Quote the data below in full, please, without altering anything.

§ **DATA LINES**
========
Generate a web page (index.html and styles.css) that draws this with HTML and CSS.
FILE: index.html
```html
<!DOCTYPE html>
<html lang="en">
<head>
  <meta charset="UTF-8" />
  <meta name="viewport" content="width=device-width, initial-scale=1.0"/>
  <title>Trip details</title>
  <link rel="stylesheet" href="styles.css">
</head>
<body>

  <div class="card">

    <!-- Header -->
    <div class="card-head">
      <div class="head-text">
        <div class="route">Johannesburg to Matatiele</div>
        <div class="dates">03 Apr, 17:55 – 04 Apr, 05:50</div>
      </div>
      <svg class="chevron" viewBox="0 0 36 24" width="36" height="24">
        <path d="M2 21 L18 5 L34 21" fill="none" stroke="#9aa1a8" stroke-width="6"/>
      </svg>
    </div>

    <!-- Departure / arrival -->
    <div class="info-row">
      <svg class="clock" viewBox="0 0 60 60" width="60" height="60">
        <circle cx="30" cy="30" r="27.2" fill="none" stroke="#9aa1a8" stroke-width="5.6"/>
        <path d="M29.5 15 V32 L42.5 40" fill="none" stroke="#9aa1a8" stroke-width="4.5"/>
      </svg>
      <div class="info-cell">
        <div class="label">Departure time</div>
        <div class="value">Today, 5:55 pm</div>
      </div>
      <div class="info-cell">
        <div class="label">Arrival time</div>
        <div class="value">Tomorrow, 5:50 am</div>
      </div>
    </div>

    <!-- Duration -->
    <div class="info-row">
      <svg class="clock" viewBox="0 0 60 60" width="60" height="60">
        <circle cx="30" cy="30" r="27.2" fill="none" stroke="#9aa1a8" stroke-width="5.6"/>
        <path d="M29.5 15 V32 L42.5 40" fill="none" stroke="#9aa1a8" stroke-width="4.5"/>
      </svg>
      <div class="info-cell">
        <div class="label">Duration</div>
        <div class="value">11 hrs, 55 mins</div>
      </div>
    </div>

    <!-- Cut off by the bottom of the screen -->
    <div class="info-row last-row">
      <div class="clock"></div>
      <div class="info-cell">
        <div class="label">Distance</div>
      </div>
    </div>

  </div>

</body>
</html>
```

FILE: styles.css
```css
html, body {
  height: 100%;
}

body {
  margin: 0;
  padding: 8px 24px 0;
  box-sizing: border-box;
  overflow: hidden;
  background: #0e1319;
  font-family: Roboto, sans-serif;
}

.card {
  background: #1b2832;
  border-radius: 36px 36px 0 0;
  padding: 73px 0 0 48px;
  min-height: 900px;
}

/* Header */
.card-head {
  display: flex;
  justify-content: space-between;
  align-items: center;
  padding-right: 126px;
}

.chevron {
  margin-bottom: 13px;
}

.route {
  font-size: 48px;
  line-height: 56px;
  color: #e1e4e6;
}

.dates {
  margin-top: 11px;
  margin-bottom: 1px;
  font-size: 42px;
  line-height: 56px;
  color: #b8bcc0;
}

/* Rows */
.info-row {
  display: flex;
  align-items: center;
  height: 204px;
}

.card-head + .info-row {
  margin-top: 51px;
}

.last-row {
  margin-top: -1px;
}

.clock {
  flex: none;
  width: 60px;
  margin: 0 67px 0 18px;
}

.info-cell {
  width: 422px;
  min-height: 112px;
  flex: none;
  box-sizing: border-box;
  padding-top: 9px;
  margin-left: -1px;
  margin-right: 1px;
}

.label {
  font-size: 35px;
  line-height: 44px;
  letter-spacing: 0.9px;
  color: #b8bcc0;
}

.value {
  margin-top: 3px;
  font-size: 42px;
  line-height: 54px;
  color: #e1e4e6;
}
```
========
§ **ANSWER TO THIS EXERCISE**
Generate a web page (index.html and styles.css) that draws this with HTML and CSS.
FILE: index.html
```html
<!DOCTYPE html>
<html lang="en">
<head>
  <meta charset="UTF-8" />
  <meta name="viewport" content="width=device-width, initial-scale=1.0"/>
  <title>Trip details</title>
  <link rel="stylesheet" href="styles.css">
</head>
<body>

  <div class="card">

    <!-- Header -->
    <div class="card-head">
      <div class="head-text">
        <div class="route">Johannesburg to Matatiele</div>
        <div class="dates">03 Apr, 17:55 – 04 Apr, 05:50</div>
      </div>
      <svg class="chevron" viewBox="0 0 36 24" width="36" height="24">
        <path d="M2 21 L18 5 L34 21" fill="none" stroke="#9aa1a8" stroke-width="6"/>
      </svg>
    </div>

    <!-- Departure / arrival -->
    <div class="info-row">
      <svg class="clock" viewBox="0 0 60 60" width="60" height="60">
        <circle cx="30" cy="30" r="27.2" fill="none" stroke="#9aa1a8" stroke-width="5.6"/>
        <path d="M29.5 15 V32 L42.5 40" fill="none" stroke="#9aa1a8" stroke-width="4.5"/>
      </svg>
      <div class="info-cell">
        <div class="label">Departure time</div>
        <div class="value">Today, 5:55 pm</div>
      </div>
      <div class="info-cell">
        <div class="label">Arrival time</div>
        <div class="value">Tomorrow, 5:50 am</div>
      </div>
    </div>

    <!-- Duration -->
    <div class="info-row">
      <svg class="clock" viewBox="0 0 60 60" width="60" height="60">
        <circle cx="30" cy="30" r="27.2" fill="none" stroke="#9aa1a8" stroke-width="5.6"/>
        <path d="M29.5 15 V32 L42.5 40" fill="none" stroke="#9aa1a8" stroke-width="4.5"/>
      </svg>
      <div class="info-cell">
        <div class="label">Duration</div>
        <div class="value">11 hrs, 55 mins</div>
      </div>
    </div>

    <!-- Cut off by the bottom of the screen -->
    <div class="info-row last-row">
      <div class="clock"></div>
      <div class="info-cell">
        <div class="label">Distance</div>
      </div>
    </div>

  </div>

</body>
</html>
```

FILE: styles.css
```css
html, body {
  height: 100%;
}

body {
  margin: 0;
  padding: 8px 24px 0;
  box-sizing: border-box;
  overflow: hidden;
  background: #0e1319;
  font-family: Roboto, sans-serif;
}

.card {
  background: #1b2832;
  border-radius: 36px 36px 0 0;
  padding: 73px 0 0 48px;
  min-height: 900px;
}

/* Header */
.card-head {
  display: flex;
  justify-content: space-between;
  align-items: center;
  padding-right: 126px;
}

.chevron {
  margin-bottom: 13px;
}

.route {
  font-size: 48px;
  line-height: 56px;
  color: #e1e4e6;
}

.dates {
  margin-top: 11px;
  margin-bottom: 1px;
  font-size: 42px;
  line-height: 56px;
  color: #b8bcc0;
}

/* Rows */
.info-row {
  display: flex;
  align-items: center;
  height: 204px;
}

.card-head + .info-row {
  margin-top: 51px;
}

.last-row {
  margin-top: -1px;
}

.clock {
  flex: none;
  width: 60px;
  margin: 0 67px 0 18px;
}

.info-cell {
  width: 422px;
  min-height: 112px;
  flex: none;
  box-sizing: border-box;
  padding-top: 9px;
  margin-left: -1px;
  margin-right: 1px;
}

.label {
  font-size: 35px;
  line-height: 44px;
  letter-spacing: 0.9px;
  color: #b8bcc0;
}

.value {
  margin-top: 3px;
  font-size: 42px;
  line-height: 54px;
  color: #e1e4e6;
}
```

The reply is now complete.